Whether your kids are grown and home from college for the summer, or your kids are still young and haven’t flown the nest yet, summertime can bring a skyrocketing electricity bill with everyone spending more time inside the house in general.
It’s important at the start of the summer to think of ways to conserve energy at home for kids. Not only does it help you, but it shows them how to conserve energy and live a more conscious, greener lifestyle.
These areas of your home are places you might not think contribute to a warmer house, or an overall conservation of home energy. But little by little, they do add up, and being more mindful of your usage can reduce your use of electricity, water and gas. Use these tips on how to conserve energy for kids to help your whole family become more energy-efficient this summer.
1. Ditch the Television and Pick Up a Book
It's no secret that television and video games run on power. Turn them off to save on electricity, and pick up a book instead!
If your kids are younger, you can encourage their reading habits by making a chart. For each book they read, they earn a sticker. After 10 books, they earn a treat.
For older kids, the same can apply. You could even form a household book club with your teenager, and read a book simultaneously to keep the inspiration of reading going. The end reward could be an afternoon out to a local bakery or coffee shop, to enjoy time together while you discuss the ending. Maybe even indulge and imagine who you would cast if it were to become a film!
2. Shower with Timers
Water waste and shortages during the summer months is real, in particular for those living in states that have received little rain over the last year. Especially with teenagers and young adults in the home, shower times can become ludicrously long. The longer the hot shower, the more water and gas are used to heat up the water.

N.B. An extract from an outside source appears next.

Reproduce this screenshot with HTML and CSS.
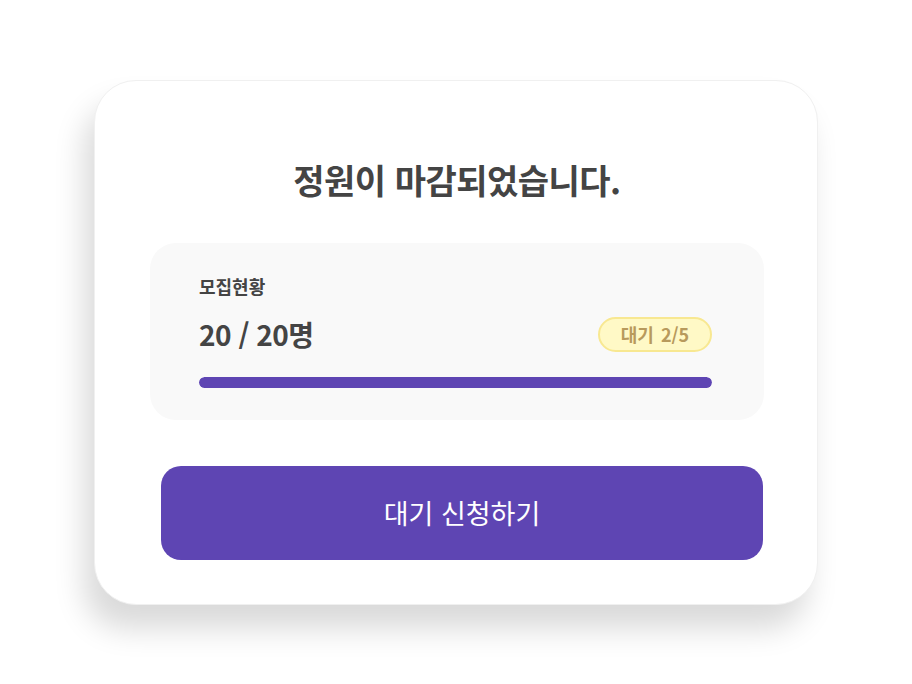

Put a 5-minute timer in your bathroom, and ask them kindly to set it each time they shower. By the summer’s end, we bet their shower habits are down to a brisk yet thorough rinse off!
3. Keep the Doors Closed
Attaching a bell on the handle of the front or back door can give your kids, and everyone in the family, an aural reminder to shut that door. It’s something you can listen for when they are running to and fro throughout the house.
It will also become a habit for them to hear that jingle of the door as they close it themselves. Keeping the door closed is one of the key components to keeping that precious cool air indoors.

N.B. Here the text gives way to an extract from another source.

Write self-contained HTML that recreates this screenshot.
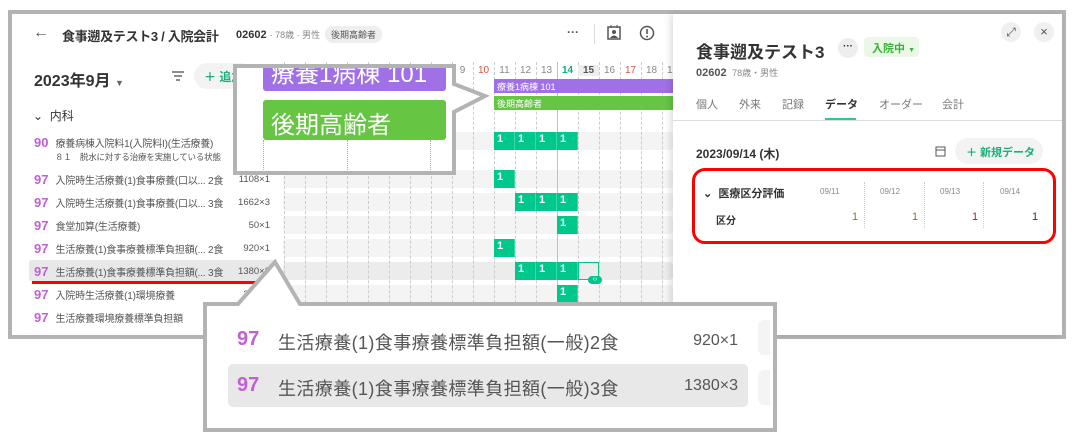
<!DOCTYPE html>
<html><head><meta charset="utf-8"><style>
*{margin:0;padding:0;box-sizing:border-box}
body{width:1074px;height:440px;background:#fff;position:relative;overflow:hidden;font-family:"Liberation Sans","Noto Sans CJK JP",sans-serif;color:#333}
.a{position:absolute;white-space:nowrap}
.num{color:#c25fd6;font-weight:bold;font-size:13px}
.t{font-size:10px;color:#555;letter-spacing:-0.2px}
.q{position:absolute;width:60px;text-align:right;left:210px;font-size:9.5px;color:#555}
.rowbg{position:absolute;left:283px;width:390px;height:18px;background:#f4f4f4;border-radius:4px}
.vl{position:absolute;top:62px;height:276px;border-left:1px dashed #ccc}
.cell{position:absolute;width:21px;height:18px;background:#00c78c;color:#fff;font-weight:bold;font-size:11px;padding:1px 0 0 3px;border-right:1px solid #3ad9a6}
.day{position:absolute;top:65px;font-size:10px;color:#888;width:21px;text-align:center}
</style></head><body>
<div class="a" style="left:8px;top:10px;width:1058px;height:329px;border:4px solid #b3b3b3;background:#fff"></div>
<div class="a" style="left:33px;top:24px;font-size:16px;color:#555">←</div>
<div class="a" style="left:62px;top:26px;font-size:13px;font-weight:bold;color:#333;letter-spacing:-0.3px">食事遡及テスト3 / 入院会計</div>
<div class="a" style="left:236px;top:28px;font-size:11px;font-weight:bold;color:#333">02602 <span style="font-weight:normal;color:#888;font-size:9px">· 78歳 · 男性</span></div>
<div class="a" style="left:325px;top:26px;font-size:9px;color:#555;background:#eee;border-radius:8px;padding:2px 6px">後期高齢者</div>
<div class="a" style="left:567px;top:25px;font-size:12px;color:#555;font-weight:bold">···</div>
<div class="a" style="left:594px;top:24px;width:1px;height:20px;background:#ddd"></div>
<svg class="a" style="left:606px;top:25px" width="16" height="16"><rect x="2" y="2" width="12" height="12" fill="none" stroke="#555" stroke-width="1.5"/><circle cx="8" cy="7" r="2" fill="#555"/><path d="M4 13 Q8 8 12 13" fill="#555"/><line x1="5" y1="0" x2="5" y2="3" stroke="#555"/><line x1="11" y1="0" x2="11" y2="3" stroke="#555"/></svg>
<svg class="a" style="left:639px;top:25px" width="16" height="16"><circle cx="8" cy="8" r="6.5" fill="none" stroke="#555" stroke-width="1.5"/><line x1="8" y1="4" x2="8" y2="9" stroke="#555" stroke-width="1.6"/><circle cx="8" cy="11.5" r="1" fill="#555"/></svg>
<div class="a" style="left:34px;top:67px;font-size:16px;font-weight:bold;color:#333">2023年9月 <span style="font-size:9px;color:#666">▼</span></div>
<svg class="a" style="left:171px;top:70px" width="14" height="12"><path d="M1 2H13M3 6H11M5 10H9" stroke="#666" stroke-width="1.5"/></svg>
<div class="a" style="left:194px;top:63px;width:60px;height:26px;background:#f3f3f3;border-radius:13px;font-size:12px;color:#1eae78;font-weight:bold;padding:5px 0 0 10px">＋ 追加</div>
<div class="a" style="left:33px;top:107px;font-size:12px;color:#333">⌄&nbsp;&nbsp;内科</div>
<div class="rowbg" style="top:132px"></div>
<div class="rowbg" style="top:170px"></div>
<div class="rowbg" style="top:193px"></div>
<div class="rowbg" style="top:216px"></div>
<div class="rowbg" style="top:239px"></div>
<div class="rowbg" style="top:262px;background:#ececec"></div>
<div class="rowbg" style="top:285px"></div>
<div class="vl" style="left:284px"></div><div class="vl" style="left:305px"></div><div class="vl" style="left:326px"></div><div class="vl" style="left:347px"></div><div class="vl" style="left:368px"></div><div class="vl" style="left:389px"></div><div class="vl" style="left:410px"></div><div class="vl" style="left:431px"></div><div class="vl" style="left:452px"></div><div class="vl" style="left:473px"></div><div class="vl" style="left:494px"></div><div class="vl" style="left:515px"></div><div class="vl" style="left:536px"></div><div class="vl" style="left:578px"></div><div class="vl" style="left:599px"></div><div class="vl" style="left:620px"></div><div class="vl" style="left:641px"></div><div class="vl" style="left:662px"></div>
<div class="a" style="left:557px;top:62px;width:1px;height:276px;background:#7fe0c0"></div>
<div class="day" style="left:452px">9</div><div class="day" style="left:473px;color:#e0523a">10</div><div class="day" style="left:494px">11</div><div class="day" style="left:515px">12</div><div class="day" style="left:536px">13</div><div class="day" style="left:557px;color:#00b37a;font-weight:bold">14</div><div class="day" style="left:578px;background:#eee;font-weight:bold;color:#555">15</div><div class="day" style="left:599px">16</div><div class="day" style="left:620px;color:#e0523a">17</div><div class="day" style="left:641px">18</div><div class="day" style="left:662px">19</div>
<div class="a" style="left:494px;top:79px;width:180px;height:14px;background:#a070e6;color:#fff;font-size:9px;padding:1px 3px">療養1病棟 101</div>
<div class="a" style="left:494px;top:96px;width:180px;height:14px;background:#66c644;color:#fff;font-size:9px;padding:1px 3px">後期高齢者</div>
<div class="cell" style="left:494px;top:132px">1</div><div class="cell" style="left:515px;top:132px">1</div><div class="cell" style="left:536px;top:132px">1</div><div class="cell" style="left:557px;top:132px">1</div>
<div class="cell" style="left:494px;top:170px">1</div>
<div class="cell" style="left:515px;top:193px">1</div><div class="cell" style="left:536px;top:193px">1</div><div class="cell" style="left:557px;top:193px">1</div>
<div class="cell" style="left:557px;top:216px">1</div>
<div class="cell" style="left:494px;top:239px">1</div>
<div class="cell" style="left:515px;top:262px">1</div><div class="cell" style="left:536px;top:262px">1</div><div class="cell" style="left:557px;top:262px">1</div>
<div class="a" style="left:578px;top:262px;width:21px;height:18px;border:1px solid #00c78c"></div>
<div class="a" style="left:588px;top:276px;width:14px;height:8px;background:#00c78c;border-radius:4px;color:#fff;font-size:7px;text-align:center;line-height:8px">‹›</div>
<div class="cell" style="left:557px;top:285px">1</div>
<div class="a" style="left:34px;top:134px"><span class="num">90</span> <span class="t">&nbsp;療養病棟入院料1(入院料I)(生活療養)</span></div>
<div class="a t" style="left:55px;top:151px;font-size:8.5px">８１　脱水に対する治療を実施している状態</div>
<div class="a" style="left:34px;top:171px"><span class="num">97</span> <span class="t">&nbsp;入院時生活療養(1)食事療養(口以... 2食</span></div><div class="q" style="top:174px">1108×1</div>
<div class="a" style="left:34px;top:194px"><span class="num">97</span> <span class="t">&nbsp;入院時生活療養(1)食事療養(口以... 3食</span></div><div class="q" style="top:197px">1662×3</div>
<div class="a" style="left:34px;top:217px"><span class="num">97</span> <span class="t">&nbsp;食堂加算(生活療養)</span></div><div class="q" style="top:220px">50×1</div>
<div class="a" style="left:34px;top:240px"><span class="num">97</span> <span class="t">&nbsp;生活療養(1)食事療養標準負担額(... 2食</span></div><div class="q" style="top:243px">920×1</div>
<div class="a" style="left:29px;top:260px;width:247px;height:21px;background:#e8e8e8;border-radius:3px"></div>
<div class="a" style="left:34px;top:263px"><span class="num">97</span> <span class="t">&nbsp;生活療養(1)食事療養標準負担額(... 3食</span></div><div class="q" style="top:266px">1380×3</div>
<div class="a" style="left:32px;top:281px;width:242px;height:3px;background:#f00"></div>
<div class="a" style="left:34px;top:286px"><span class="num">97</span> <span class="t">&nbsp;入院時生活療養(1)環境療養</span></div><div class="q" style="top:289px">398×1</div>
<div class="a" style="left:34px;top:309px"><span class="num">97</span> <span class="t">&nbsp;生活療養環境療養標準負担額</span></div>
<div class="a" style="left:673px;top:14px;width:389px;height:321px;background:#fff;box-shadow:-3px 0 6px rgba(0,0,0,.12)"></div>
<div class="a" style="left:696px;top:38px;font-size:17px;font-weight:bold;color:#333">食事遡及テスト3</div>
<div class="a" style="left:838px;top:38px;width:20px;height:20px;border-radius:10px;background:#eee;font-size:10px;text-align:center;line-height:18px;font-weight:bold">···</div>
<div class="a" style="left:864px;top:37px;width:55px;height:20px;border-radius:4px;background:#ebf8e8;font-size:11px;color:#3bb33b;font-weight:bold;padding:3px 0 0 8px">入院中 <span style="font-size:7px">▼</span></div>
<div class="a" style="left:696px;top:66px;font-size:11px;font-weight:bold;color:#555">02602 <span style="font-weight:normal;color:#888;font-size:9px">&nbsp;78歳・男性</span></div>
<div class="a" style="left:1001px;top:22px;width:20px;height:20px;border-radius:10px;background:#f0f0f0;font-size:12px;text-align:center;line-height:20px;color:#555">⤢</div>
<div class="a" style="left:1034px;top:22px;width:20px;height:20px;border-radius:10px;background:#f0f0f0;font-size:13px;text-align:center;line-height:20px;color:#555">×</div>
<div class="a" style="left:696px;top:96px;font-size:11px;color:#777">個人</div>
<div class="a" style="left:739px;top:96px;font-size:11px;color:#777">外来</div>
<div class="a" style="left:782px;top:96px;font-size:11px;color:#777">記録</div>
<div class="a" style="left:825px;top:96px;font-size:11px;color:#333;font-weight:bold">データ</div>
<div class="a" style="left:879px;top:96px;font-size:11px;color:#777">オーダー</div>
<div class="a" style="left:942px;top:96px;font-size:11px;color:#777">会計</div>
<div class="a" style="left:673px;top:120px;width:389px;height:1px;background:#ddd"></div>
<div class="a" style="left:825px;top:118px;width:31px;height:2px;background:#2ec79a"></div>
<div class="a" style="left:696px;top:145px;font-size:12px;font-weight:bold;color:#333">2023/09/14 (木)</div>
<svg class="a" style="left:935px;top:145px" width="11" height="12"><rect x="1" y="2" width="9" height="9" fill="none" stroke="#555"/><line x1="1" y1="5" x2="10" y2="5" stroke="#555"/></svg>
<div class="a" style="left:955px;top:138px;width:88px;height:26px;background:#f3f3f3;border-radius:13px;font-size:11px;color:#1eae78;font-weight:bold;padding:6px 0 0 11px">＋ 新規データ</div>
<div class="a" style="left:692px;top:168px;width:364px;height:76px;border:3px solid #f00;border-radius:13px"></div>
<div class="a" style="left:703px;top:185px;font-size:11px;font-weight:bold;color:#333">⌄&nbsp;&nbsp;医療区分評価</div>
<div class="a" style="left:716px;top:212px;font-size:10px;font-weight:bold;color:#333">区分</div>
<div class="a" style="left:820px;top:187px;font-size:8px;color:#888">09/11</div><div class="a" style="left:880px;top:187px;font-size:8px;color:#888">09/12</div><div class="a" style="left:940px;top:187px;font-size:8px;color:#888">09/13</div><div class="a" style="left:1000px;top:187px;font-size:8px;color:#888">09/14</div>
<div class="a" style="left:864px;top:182px;height:46px;border-left:1px dotted #ccc"></div><div class="a" style="left:924px;top:182px;height:46px;border-left:1px dotted #ccc"></div><div class="a" style="left:983px;top:182px;height:46px;border-left:1px dotted #ccc"></div>
<div class="a" style="left:852px;top:211px;font-size:11px;color:#a07020">1</div><div class="a" style="left:912px;top:211px;font-size:11px;color:#a07020">1</div><div class="a" style="left:972px;top:211px;font-size:11px;color:#9a2a2a">1</div><div class="a" style="left:1032px;top:211px;font-size:11px;color:#333">1</div>
<svg class="a" style="left:0;top:0" width="1074" height="440">
<path d="M235 66 H454 V84 L485 96 L454 112 V173 H235 Z" fill="#fff" stroke="#b3b3b3" stroke-width="4"/>
<path d="M205 304 H238 L275 262 L300 304 H775 V430 H205 Z" fill="#fff" stroke="#b3b3b3" stroke-width="4"/>
</svg>
<div class="a" style="left:263px;top:68px;width:183px;height:23px;background:#a070e6;border-radius:0 0 3px 3px;overflow:hidden"><div style="color:#fff;font-size:24px;margin-top:-14px;padding-left:8px">療養1病棟 101</div></div>
<div class="a" style="left:263px;top:100px;width:183px;height:40px;background:#66c644;border-radius:3px;color:#fff;font-size:24px;padding:5px 0 0 8px">後期高齢者</div>
<div class="a" style="left:263px;top:140px;height:30px;border-left:1px dotted #aaa"></div><div class="a" style="left:347px;top:140px;height:30px;border-left:1px dotted #aaa"></div><div class="a" style="left:430px;top:140px;height:30px;border-left:1px dotted #aaa"></div>
<div class="a" style="left:228px;top:364px;width:520px;height:43px;background:#e8e8e8;border-radius:5px"></div>
<div class="a" style="left:758px;top:320px;width:12px;height:35px;background:#f4f4f4;border-radius:6px 0 0 6px"></div>
<div class="a" style="left:758px;top:370px;width:12px;height:35px;background:#f4f4f4;border-radius:6px 0 0 6px"></div>
<div class="a" style="left:237px;top:328px;font-size:20px;font-weight:bold;color:#c25fd6">97</div>
<div class="a" style="left:278px;top:329px;font-size:18px;color:#555;letter-spacing:0.4px">生活療養(1)食事療養標準負担額(一般)2食</div>
<div class="a" style="left:640px;width:98px;text-align:right;top:332px;font-size:16px;color:#555">920×1</div>
<div class="a" style="left:237px;top:374px;font-size:20px;font-weight:bold;color:#c25fd6">97</div>
<div class="a" style="left:278px;top:375px;font-size:18px;color:#555;letter-spacing:0.4px">生活療養(1)食事療養標準負担額(一般)3食</div>
<div class="a" style="left:640px;width:98px;text-align:right;top:377px;font-size:16px;color:#555">1380×3</div>
</body></html>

4. Use the Sun to Dry Wet Clothes
Rather than using electricity to run the dryer, teach your kids to hang their wet pool towels and swimsuits on the porch in the sunshine, or on the back of a chair. After a few times of doing this after coming home from the pool, it should become a habit. You might even try line-drying everyone's clothing and linens in the backyard.
5. Bake Efficiently
Summer can be a great time to explore old family baking recipes as well as new, unfamiliar flavors. When baking anything, be sure to have the recipe mixed and ready to bake before your oven has fully reached the desired temperature.
Heating up the kitchen with a preheated oven too long before it’s needed puts more of a strain on your AC unit to keep up with cooling down your home. You may even want to skip the preheat on some recipes
It's also best to encourage their kitchen adventures to start early in the morning or later in the day. This way you're kitchen isn't heating up during the hottest part of the day when the most amount of stress is being placed on the electricity grid.
6. Utilize Natural Light
During the summer months, there’s really no shortage of daylight during waking hours.
Once the sun has moved from the east and is heading west, blinds facing east can be slightly opened to allow natural light in, and windows facing west can be opened to allow sunlight in during the morning.
Discourage your kids from wasting energy and ask them to not turn lights on during the daylight hours. Find creative ways to allow light in without theheat of the sun coming in alongside it. Window films made for energy efficiency can help reduce the heat coming in through the window.
7. Adopt an Open/Close Fridge Rule
Start by putting a sign on the fridge that says “don’t leave me open!”, and if your kids are young, make it a fun illustrative cartoon to inspire the young ones to do the same.
Encourage your kids to think about what they’re hungry for first before they open the fridge and let all that frosty air out.
8. Turning off Switches
For gamers and kids who love to watch television or use their iPads and computers to connect with friends, create a checklist of what should be turned off each time they leave their room. Think of lights, computer, and wall switch.
For each time they forget to do it, deduct ten minutes from their allowed screen time! Sometimes it takes a little extra incentive to drive the message home.